The batch layer usually handles enormous data sets, which are usually stored in distributed storage systems such as HDFS (Hadoop Distributed File System) or cloud storage. The data is processed periodically (in hours or days), creating a master data set that is updated continuously.
Speed Layer
Contrary to the batch layer, the speed layer is structured for real-time, instant data processing. It processes information as it takes it in and gives results at near-instant speed. As much as it focuses on delivering speed at the expense of completeness, it helps users get current information without suffering from the lateness associated with batch processing.
Real-time data usually means processing events from devices such as IoT sensors, web transactions, or real-time user activity. The speed layer then quickly processes such events to produce insights almost at once, albeit possibly less holistic than the ones created by the batch layer.
Serving Layer
The serving layer is the interface for querying processed data. It combines the results from the batch and speed layers, making them accessible to end-users. This layer allows businesses to query both historical and real-time data, providing a complete view of the information they need.

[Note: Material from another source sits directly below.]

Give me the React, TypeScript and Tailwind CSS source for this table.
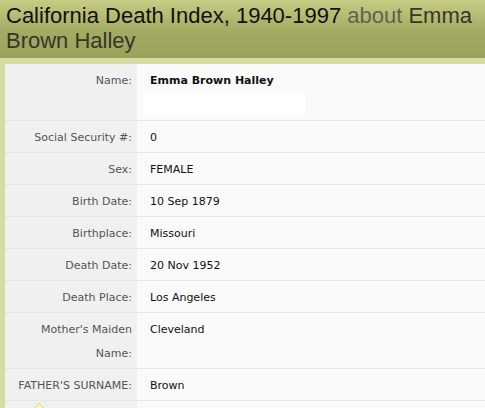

By merging the results of the batch and speed layers, the serving layer ensures that data is always available for analysis. Whether users need immediate insights or a comprehensive historical perspective, the serving layer offers the flexibility to retrieve data from both sources.
Why Choose Lambda Architecture?
Lambda architecture provides a unique solution to the challenges posed by large-scale data processing. The hybrid structure allows businesses to address two critical concerns: speed and accuracy. Here are some key reasons why organizations might opt for Lambda architecture:
Scalability: Lambda architecture easily scales to handle growing data volumes, allowing organizations to expand processing capabilities for both real-time data and historical data, ensuring the system evolves with business needs.
Fault Tolerance: Lambda architecture offers fault tolerance by using separate batch and speed layers. If one layer fails, the other continues processing, ensuring data processing remains uninterrupted and reliable.
Flexibility: Lambda architecture allows businesses to leverage both real-time and historical data simultaneously, offering flexibility for in-depth analysis through the batch layer and quick insights through the speed layer.
Cost-Effectiveness: Lambda architecture is cost-effective due to its dual approach, enabling businesses to optimize resources, scale as needed, and adjust processing power efficiently based on data demands.
Challenges of Lambda Architecture
While Lambda architecture has its advantages, it is not without its challenges. The two-layer system—batch and speed—can make it complex to implement and manage. Here are some of the challenges businesses may encounter when using Lambda architecture:
Complexity
Managing two distinct data processing layers requires careful planning and coordination. Ensuring that the batch and speed layers work together seamlessly can be challenging, and any failure in one layer can impact the entire system. Maintaining this complex setup requires skilled personnel and resources.
Consistency Issues
Since the batch layer processes data in bulk over time and the speed layer processes real-time data, discrepancies can arise between the two layers, resulting in temporary inconsistencies in the data. While the serving layer attempts to reconcile these discrepancies, achieving perfect consistency can be difficult, especially in time-sensitive scenarios.
Resource Intensity
Lambda architecture requires significant computational resources to process both real-time and batch data. The infrastructure needed to support both layers can be costly, especially for businesses with limited resources. Additionally, managing and maintaining the system can lead to higher operational costs.
Lambda Architecture in Action
Lambda architecture is used in many industries where processing large volumes of data is crucial. Some examples include:
E-Commerce
E-commerce platforms rely heavily on real-time data to track user interactions and transactions. Lambda architecture enables these platforms to analyze customer behavior in real-time while also using batch processing to assess long-term trends and sales patterns.
Financial Services
In finance, real-time data is crucial for monitoring stock prices, trading activities, and financial transactions. By combining batch and real-time processing, Lambda architecture allows for both immediate insights into market movements and a comprehensive historical view of financial data.
IoT (Internet of Things)
With millions of IoT devices generating data every second, Lambda architecture is a perfect fit for processing the vast amounts of information these devices produce. The speed layer processes real-time data from sensors, while the batch layer aggregates data over time to provide insights into long-term trends.
Conclusion
Lambda architecture provides a robust solution for handling big data by combining batch and real-time processing. Its ability to offer both speed and accuracy makes it ideal for businesses that need scalable, fault-tolerant systems. While it presents challenges in terms of complexity and resource demands, its benefits—such as flexibility and scalability—make it a powerful tool for organizations managing large volumes of data. For companies seeking comprehensive, timely insights, Lambda architecture proves to be an invaluable framework.